Eugene F. Collins has in recent months noted increased incidents of cyber-attacks against our clients. Phishing is the fraudulent attempt to obtain sensitive information such as usernames, passwords and credit card details by hackers disguising themselves as a trustworthy entity in an electronic communication.

Business Email Compromise (BEC) is where a hacker sends an email or emails that appear to be from individuals or businesses you know to obtain your bank account numbers, passwords, or in an effort to convince partners or staff of your firm to transfer funds to an incorrect bank account to the criminals’ benefit. Between 2013 and 2015, there have been over 22,000 BEC victims in 79 countries, with an average loss of US$3.1bn. Most importantly, BEC attacks are constantly growing and becoming more elaborate. All businesses must act now to protect against such attacks.
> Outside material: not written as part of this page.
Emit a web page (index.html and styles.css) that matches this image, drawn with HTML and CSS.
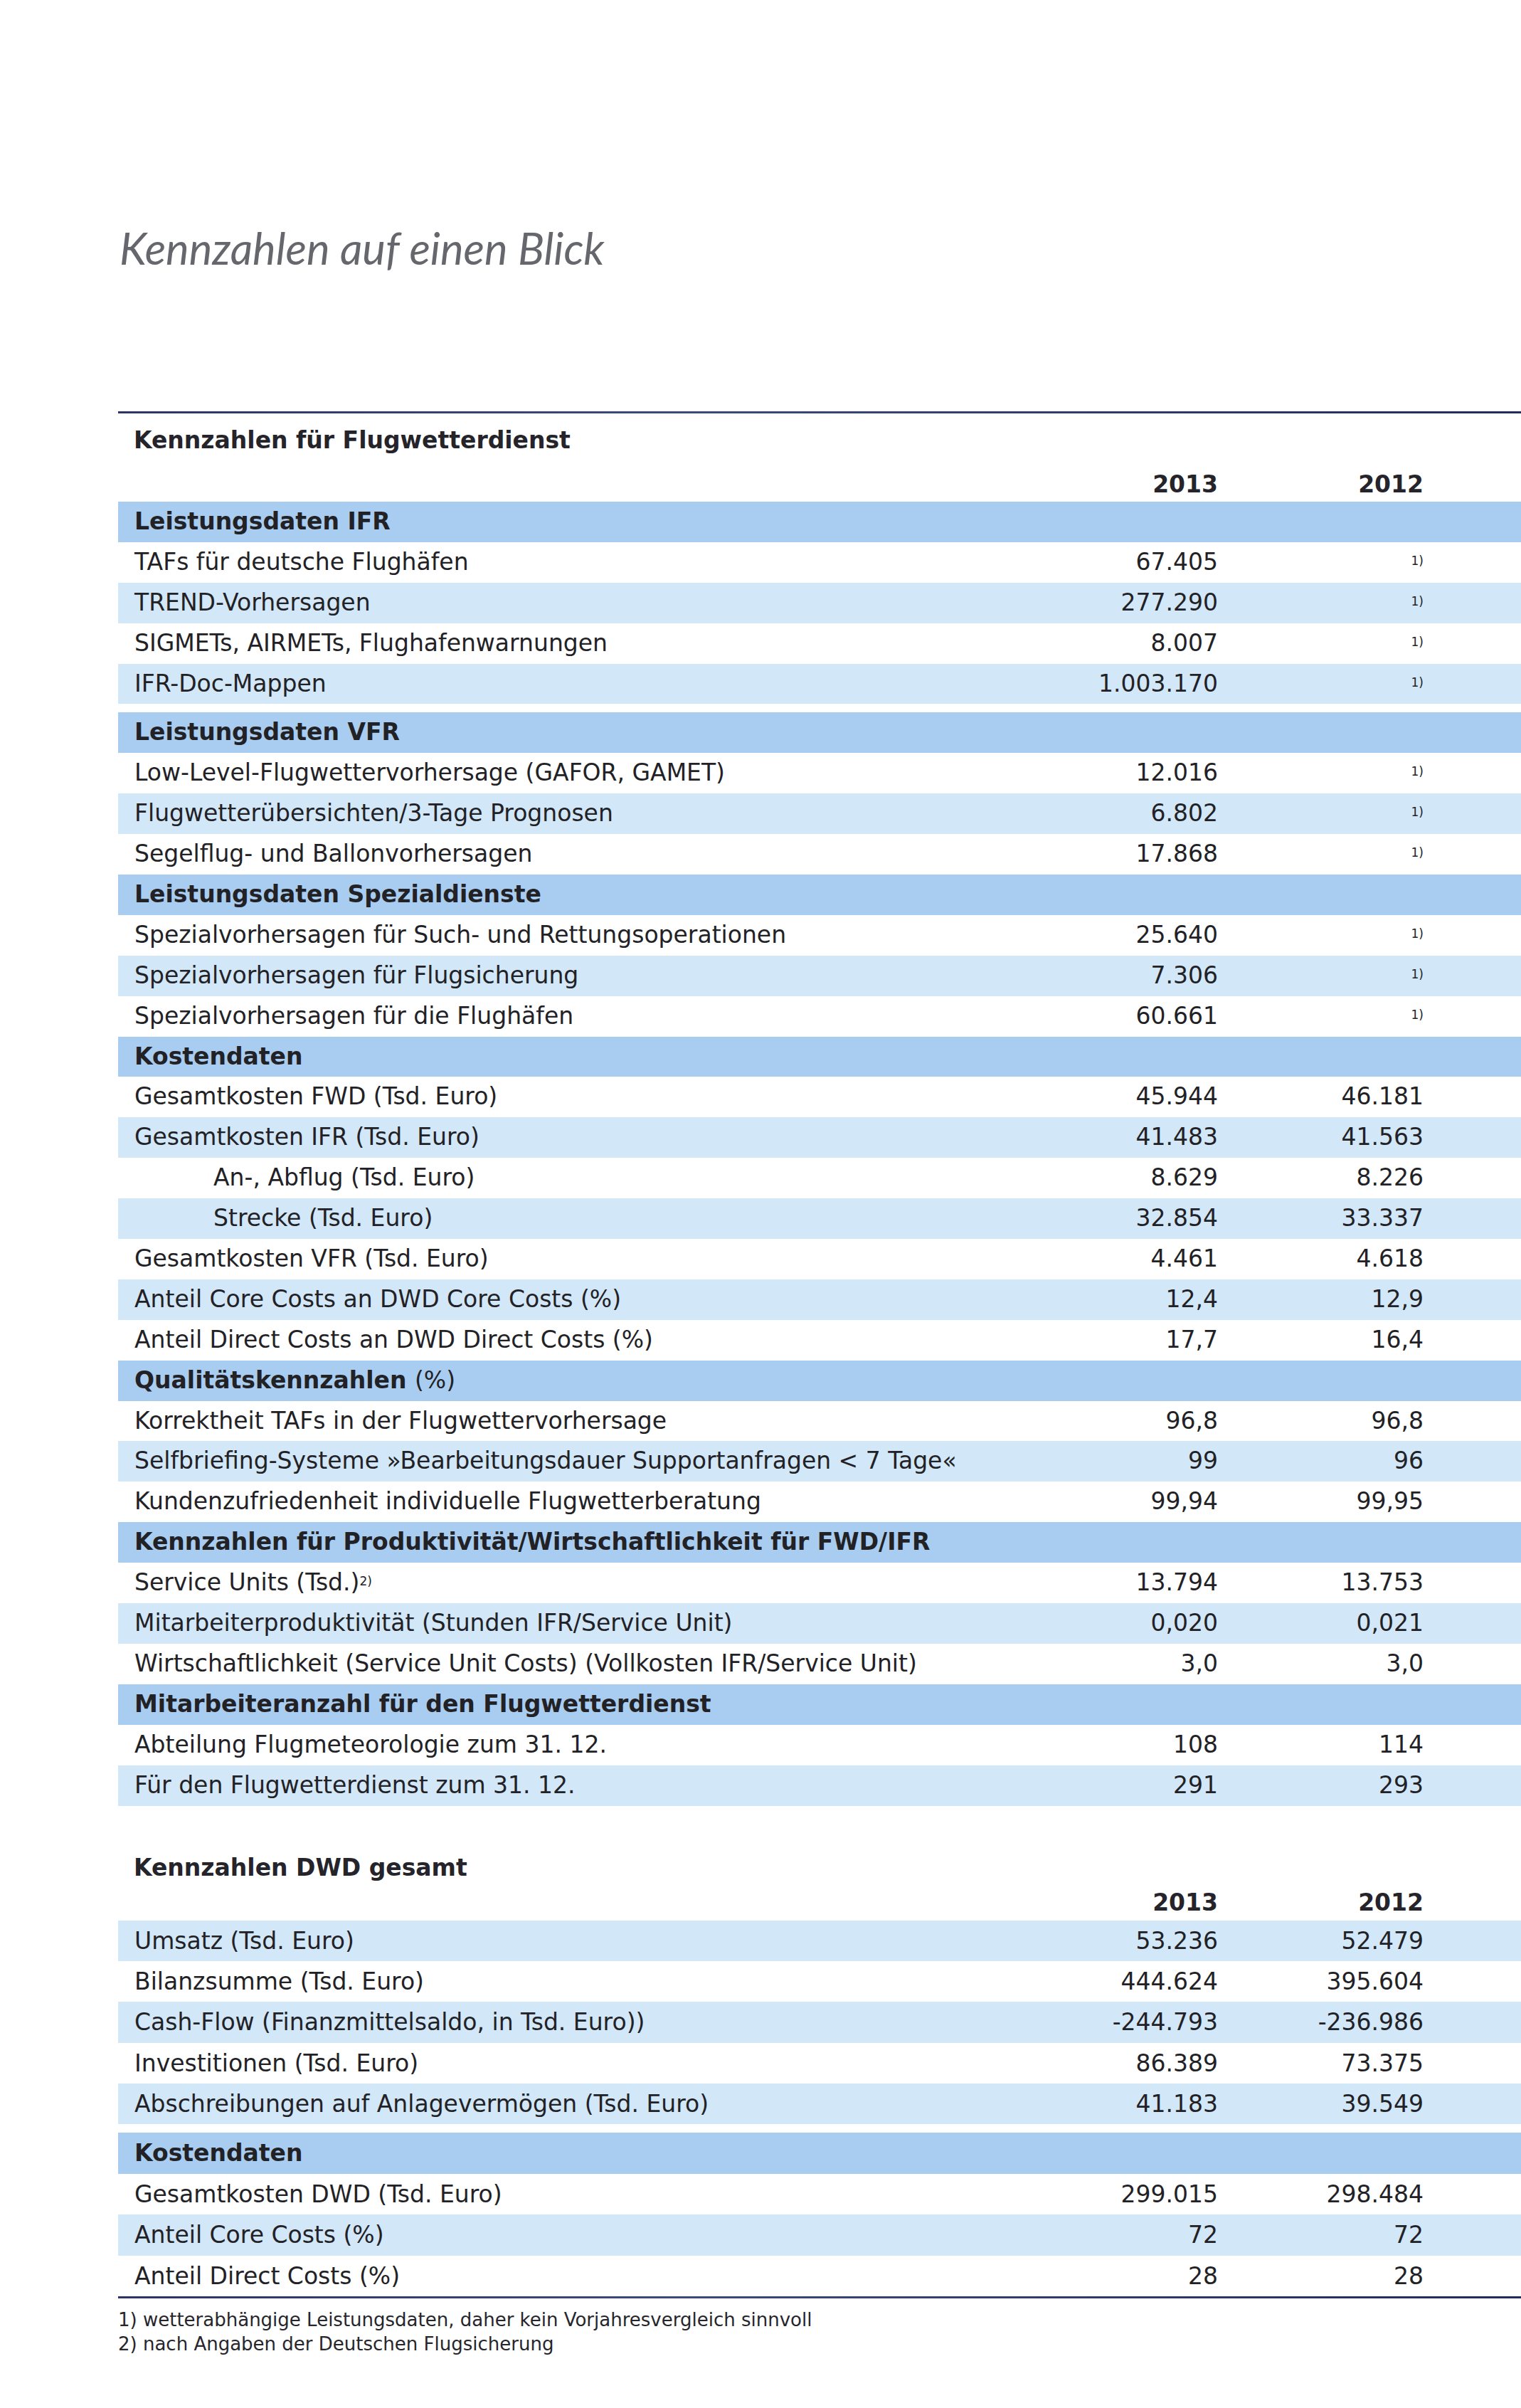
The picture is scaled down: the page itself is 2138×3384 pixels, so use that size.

Tips to protect your business include the following:

  • Provide existing and new clients with your bank details and inform them that your banking details will never change. If they receive any correspondence announcing a change in bank details, advise them to contact you and verify your details before they pay.
  • You can consider leaving your bank details off your invoices and call clients to give them this information instead.
  • Use colour coding: virtual correspondence. E-mails from employee/internal accounts are one colour and e-mails from non-employee/external accounts are another.
  • Change passwords regularly and have an IT maintenance schedule.
  • Periodically check email folders to make sure new folders have not been created without your authorisation.
  • Communicate early with clients about the best way to correspond with them electronically. Warn them about the need for them to ensure that their email and computer systems are not compromised, and to let you know if that happens, so you can communicate in another way.
  • Use trusted anti-malware software.
  • Never enter a password or other information on a website clicked in an email. Often, phishing emails are disguised as warnings about your account.
  • Never enter a password or other information in a browser unless “https://” appears in the URL in your browser.
  • Avoid free, web-based email accounts such as yahoo.com or gmail.com. Purchase a company domain URL and use it to establish company email accounts.

 

The UK Solution

While the Law Society of Ireland has provided a note on cyber-attacks and the Central Bank has introduced initiatives on cyber security there are no definitive plans to tackle this threat.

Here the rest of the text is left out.